Return all of the data exactly as written, without the pictures.

++++++++++

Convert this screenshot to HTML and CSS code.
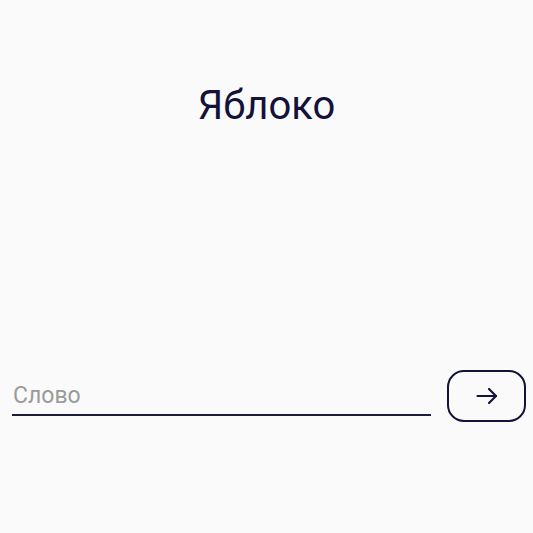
FILE: index.html
```html
<!DOCTYPE html>
<html lang="ru">
<head>
<meta charset="utf-8">
<link rel="stylesheet" href="styles.css">
</head>
<body>
<main class="screen">
  <h1 class="title">Яблоко</h1>
  <form class="row" onsubmit="return false">
    <input class="word" type="text" placeholder="Слово">
    <button class="go" type="submit" aria-label="Далее">
      <svg width="22" height="18" viewBox="0 0 22 18" fill="none" stroke="#12123a" stroke-width="2.2" stroke-linecap="round" stroke-linejoin="round">
        <path d="M1.5 9H20"/>
        <path d="M13 2L20 9L13 16"/>
      </svg>
    </button>
  </form>
</main>
</body>
</html>
```
FILE: styles.css
```css
html, body {
  margin: 0;
  padding: 0;
  background: #fafafa;
}
body {
  font-family: Roboto, "Noto Sans", sans-serif;
  width: 533px;
  height: 533px;
  overflow: hidden;
}
.screen {
  display: flex;
  flex-direction: column;
  padding-top: 82px;
}
.title {
  margin: 0;
  font-size: 40px;
  font-weight: 400;
  line-height: 47px;
  text-align: center;
  color: #12123a;
}
.row {
  display: flex;
  align-items: flex-start;
  gap: 16px;
  margin: 241px 0 0 0;
  padding: 0 7px 0 12px;
}
.word {
  flex: 1;
  margin-top: 7px;
  height: 37px;
  box-sizing: content-box;
  padding: 0 0 0 1px;
  border: 0;
  border-bottom: 2px solid #1c1c3e;
  background: transparent;
  font-family: Roboto, sans-serif;
  font-size: 23px;
  color: #12123a;
  outline: none;
}
.word::placeholder {
  color: #9a9a9a;
}
.go {
  width: 79px;
  height: 52px;
  box-sizing: border-box;
  border: 2px solid #12123a;
  border-radius: 17px;
  background: transparent;
  display: flex;
  align-items: center;
  justify-content: center;
  padding: 0;
}
```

++++++++++

## FULL OUTPUT
Convert this screenshot to HTML and CSS code.
FILE: index.html
```html
<!DOCTYPE html>
<html lang="ru">
<head>
<meta charset="utf-8">
<link rel="stylesheet" href="styles.css">
</head>
<body>
<main class="screen">
  <h1 class="title">Яблоко</h1>
  <form class="row" onsubmit="return false">
    <input class="word" type="text" placeholder="Слово">
    <button class="go" type="submit" aria-label="Далее">
      <svg width="22" height="18" viewBox="0 0 22 18" fill="none" stroke="#12123a" stroke-width="2.2" stroke-linecap="round" stroke-linejoin="round">
        <path d="M1.5 9H20"/>
        <path d="M13 2L20 9L13 16"/>
      </svg>
    </button>
  </form>
</main>
</body>
</html>
```
FILE: styles.css
```css
html, body {
  margin: 0;
  padding: 0;
  background: #fafafa;
}
body {
  font-family: Roboto, "Noto Sans", sans-serif;
  width: 533px;
  height: 533px;
  overflow: hidden;
}
.screen {
  display: flex;
  flex-direction: column;
  padding-top: 82px;
}
.title {
  margin: 0;
  font-size: 40px;
  font-weight: 400;
  line-height: 47px;
  text-align: center;
  color: #12123a;
}
.row {
  display: flex;
  align-items: flex-start;
  gap: 16px;
  margin: 241px 0 0 0;
  padding: 0 7px 0 12px;
}
.word {
  flex: 1;
  margin-top: 7px;
  height: 37px;
  box-sizing: content-box;
  padding: 0 0 0 1px;
  border: 0;
  border-bottom: 2px solid #1c1c3e;
  background: transparent;
  font-family: Roboto, sans-serif;
  font-size: 23px;
  color: #12123a;
  outline: none;
}
.word::placeholder {
  color: #9a9a9a;
}
.go {
  width: 79px;
  height: 52px;
  box-sizing: border-box;
  border: 2px solid #12123a;
  border-radius: 17px;
  background: transparent;
  display: flex;
  align-items: center;
  justify-content: center;
  padding: 0;
}
```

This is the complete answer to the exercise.